Brands have also applied to get their brand as a top-level domain. Specification 13 is an addendum to the registry contract that describes specific provisions to brands to run their Top Level Domain in a closed fashion. 517 applications to qualify to Spec 13 were made to ICANN, 36 requests were rejected by ICANN or withdrawn by the applicant, 4 are pending review.
Expansion of gTLDs
The new generic top level domain (gTLD) application system opened on January 12, 2012. The application window was initially to close on April 12, 2012. However ICANN's Chief Operating Officer, Akram Atallah, stated there was a glitch in the TLD application system leaving applicant's information visible to others. The system was shut down to protect applicant's information, and measures were taken to resolve the situation.
ICANN re-opened the TLD Application System on May 21, allowing applicants to submit and review their applications until May 30, 2012.
On "Reveal Day" June 13, 2012, it was announced that ICANN received about 1,930 applications for new gTLDs, 751 of which were contested.
It was expected for the new gTLDs to go live on June 2013. However, as of March 2013 only non Latin domains have gone through Initial Evaluation. The updated timeline suggests the new TLDs will go live in November 2013.[needs update]
A lottery was held in December 2012 to determine the order in which ICANN would evaluate the 1,930 applications.
After the Application Window there was a public comment period from June 13, 2012, to September 26, 2012, in which the public could express their views on the individual new gTLD applications submitted.
Concerns were raised over Closed Generic applications in which the applicant would be the sole registrant for the TLD. In particular objections were raised by publishers over Amazon's .book application.
Of the technology giants, Google has filed for 101 new gTLDs, Amazon comes 2nd with 76, and Microsoft has filed for 11. The more specialized domain name companies include Donuts submitting the most (307) applications and Uniregistry pursuing 54 gTLDs.
New gTLD launches
On July 15, 2013, the four first new gTLD agreements were signed in Durban. They concerned Top Level Domains in non-Latin characters:
- International Domain Registry Pty. Ltd.'s شبكة , Arabic for "web" or "network"
- Core Association's онлайн, Russian for "online"
- Core Association's сайт, Russian for "site"
- Spring Fields, LLC's 游戏, Chinese for "game"

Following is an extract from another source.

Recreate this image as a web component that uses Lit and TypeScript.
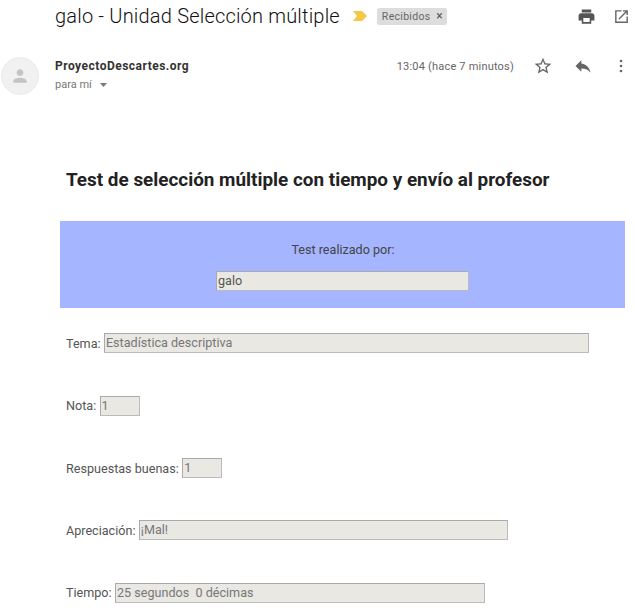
import { LitElement, html, css } from 'lit';
import { customElement } from 'lit/decorators.js';

@customElement('app-root')
export class AppRoot extends LitElement {
  static styles = css`
    :host {
      display: block;
      width: 635px;
      height: 610px;
      overflow: hidden;
      background: #fff;
      font-family: Roboto, "Liberation Sans", sans-serif;
      color: #444;
      font-size: 12.6px;
    }

    .subject {
      display: flex;
      align-items: center;
      height: 32px;
      padding-left: 55px;
    }

    .subject h1 {
      margin: 0;
      font-size: 20px;
      font-weight: 300;
      letter-spacing: 0.19px;
      color: #111;
      white-space: nowrap;
    }

    .marker { margin-left: 12px; }

    .chip {
      margin-left: 9px;
      padding: 0 4px 0 5px;
      height: 17px;
      line-height: 17px;
      border-radius: 2px;
      background: #ddd;
      color: #666;
      font-size: 10.5px;
      letter-spacing: 0.3px;
      white-space: nowrap;
    }

    .chip span { margin-left: 3px; font-size: 12px; color: #555; }

    .subject-icons {
      margin-left: auto;
      display: flex;
      align-items: center;
      gap: 17px;
      padding-right: 5px;
    }

    .sender {
      display: flex;
      margin-top: 25px;
      padding-left: 1px;
    }

    .avatar {
      width: 38px;
      height: 38px;
      border-radius: 50%;
      background: #f1f1f1;
      border: 1px solid #ececec;
      box-sizing: border-box;
      display: flex;
      align-items: center;
      justify-content: center;
    }

    .who { margin-left: 16px; }

    .name {
      font-size: 12px;
      font-weight: 700;
      color: #333;
      letter-spacing: 0.49px;
      line-height: 18px;
    }

    .to {
      margin-top: 3px;
      display: flex;
      align-items: center;
      gap: 8px;
      font-size: 11px;
      color: #777;
      line-height: 14px;
    }

    .meta {
      margin-left: auto;
      display: flex;
      align-items: center;
      height: 18px;
      padding-right: 12px;
    }

    .time {
      font-size: 11px;
      color: #666;
      white-space: nowrap;
      letter-spacing: 0.2px;
    }

    .meta svg.star { margin-left: 19px; }
    .meta svg.reply { margin-left: 20px; }
    .meta svg.more { margin-left: 26px; }

    .message {
      padding-left: 60px;
      padding-right: 10px;
    }

    h2 {
      margin: 72px 0 0 6px;
      font-size: 18.9px;
      font-weight: 700;
      color: #222;
      line-height: 26px;
      white-space: nowrap;
    }

    .banner {
      margin-top: 28px;
      height: 87px;
      box-sizing: border-box;
      padding-top: 21px;
      background: #a5b5ff;
      display: flex;
      flex-direction: column;
      align-items: center;
    }

    .banner p {
      margin: 0 0 0 1px;
      line-height: 16px;
      color: #444;
    }

    .banner .field {
      margin-top: 13px;
      width: 253px;
    }

    .row {
      display: flex;
      align-items: center;
      height: 20px;
      margin-left: 6px;
      margin-top: 42.4px;
      color: #555;
      white-space: nowrap;
    }

    .row.first { margin-top: 25.3px; }

    .row label { margin-right: 3.4px; }

    .field {
      box-sizing: border-box;
      height: 20px;
      line-height: 18px;
      padding-left: 1px;
      background: #e9e8e3;
      border: 1px solid #aaa;
      border-right-color: #bbb;
      border-bottom-color: #bbb;
      color: #777;
      font-size: 12.6px;
      white-space: pre;
    }

    .banner .field { color: #555; }
  `;

  render() {
    return html`
      <div class="subject">
        <h1>galo - Unidad Selección múltiple</h1>
        <svg class="marker" width="16" height="12" viewBox="0 0 16 12">
          <path d="M1 1h9l5 5-5 5H1l4-5z" fill="#f6c744" />
        </svg>
        <div class="chip">Recibidos <span>×</span></div>
        <div class="subject-icons">
          <svg width="19" height="19" viewBox="0 0 24 24">
            <path d="M19 8H5c-1.66 0-3 1.34-3 3v6h4v4h12v-4h4v-6c0-1.66-1.34-3-3-3zm-3 11H8v-5h8v5zM18 3H6v4h12V3z" fill="#555" />
          </svg>
          <svg width="17" height="17" viewBox="0 0 24 24">
            <path d="M19 19H5V5h7V3H3v18h18v-9h-2v7zM14 3v2h3.6l-9.8 9.8 1.4 1.4L19 6.4V10h2V3h-7z" fill="#666" />
          </svg>
        </div>
      </div>

      <div class="sender">
        <div class="avatar">
          <svg width="20" height="20" viewBox="0 0 24 24">
            <path d="M12 12c2.2 0 4-1.8 4-4s-1.8-4-4-4-4 1.8-4 4 1.8 4 4 4zm0 2c-2.7 0-8 1.3-8 4v2h16v-2c0-2.7-5.300-4-8-4z" fill="#c4c4c4" />
          </svg>
        </div>
        <div class="who">
          <div class="name">ProyectoDescartes.org</div>
          <div class="to">
            para mí
            <svg width="7" height="4" viewBox="0 0 7 4"><path d="M0 0h7L3.500 4z" fill="#777" /></svg>
          </div>
        </div>
        <div class="meta">
          <span class="time">13:04 (hace 7 minutos)</span>
          <svg class="star" width="20" height="20" viewBox="0 0 24 24">
            <path d="M22 9.240l-7.190-.62L12 2 9.190 8.630 2 9.240l5.460 4.730L5.820 21 12 17.270 18.180 21l-1.630-7.030L22 9.240zM12 15.400l-3.760 2.270 1-4.280-3.320-2.880 4.380-.38L12 6.100l1.710 4.040 4.380.38-3.320 2.880 1 4.280L12 15.400z" fill="#666" />
          </svg>
          <svg class="reply" width="20" height="20" viewBox="0 0 24 24">
            <path d="M10 9V5l-7 7 7 7v-4.100c5 0 8.500 1.600 11 5.100-1-5-4-10-11-11z" fill="#666" />
          </svg>
          <svg class="more" width="4" height="14" viewBox="0 0 4 14">
            <circle cx="2" cy="2" r="1.300" fill="#666" />
            <circle cx="2" cy="7" r="1.300" fill="#666" />
            <circle cx="2" cy="12" r="1.300" fill="#666" />
          </svg>
        </div>
      </div>

      <div class="message">
        <h2>Test de selección múltiple con tiempo y envío al profesor</h2>
        <div class="banner">
          <p>Test realizado por:</p>
          <div class="field">galo</div>
        </div>
        <div class="row first"><label>Tema:</label><div class="field" style="width:485px">Estadística descriptiva</div></div>
        <div class="row"><label>Nota:</label><div class="field" style="width:40px">1</div></div>
        <div class="row"><label>Respuestas buenas:</label><div class="field" style="width:40px">1</div></div>
        <div class="row"><label>Apreciación:</label><div class="field" style="width:369px">¡Mal!</div></div>
        <div class="row"><label>Tiempo:</label><div class="field" style="width:370px">25 segundos  0 décimas</div></div>
      </div>
    `;
  }
}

The most popular gTLD has been .guru, launched in February 2014 and reaching 50,000 domains in April 2014, briefly surpassed by .club between June 2 and June 9, 2014, with around 55,000 domains; .club was then surpassed by .xyz, which had more than 300,000 domains after one and a half months of existence. The growth of .xyz has been concentrated on one registrar due to a promotion they ran.
Some browsers and software applications do not properly recognize new gTLDs as top-level domains. For example, the browser found on most Android phones does not recognize many new gTLDs as of March 2015,[needs update] and instead treats them as a search query. Prefixing the domain with "http://", or including a trailing slash, will usually force the browser to perform a DNS lookup rather than a search.
Following the vote to expand gTLDs, many trade associations and large companies, led by the Association of National Advertisers, formed the Coalition for Responsible Internet Domain Oversight. The coalition opposes the expansion of gTLDs, citing "its deeply flawed justification, excessive cost and harm to brand owners." In a statement to the US Congress on December 9, 2011, National Restaurant Association vice president Scott DeFife stated, "Even beyond the financial toll the gTLD program will exact on millions of U.S. businesses, the Association believes that ICANN’s program will confuse consumers by spreading Internet searches across hundreds or even thousands of new top-level domains."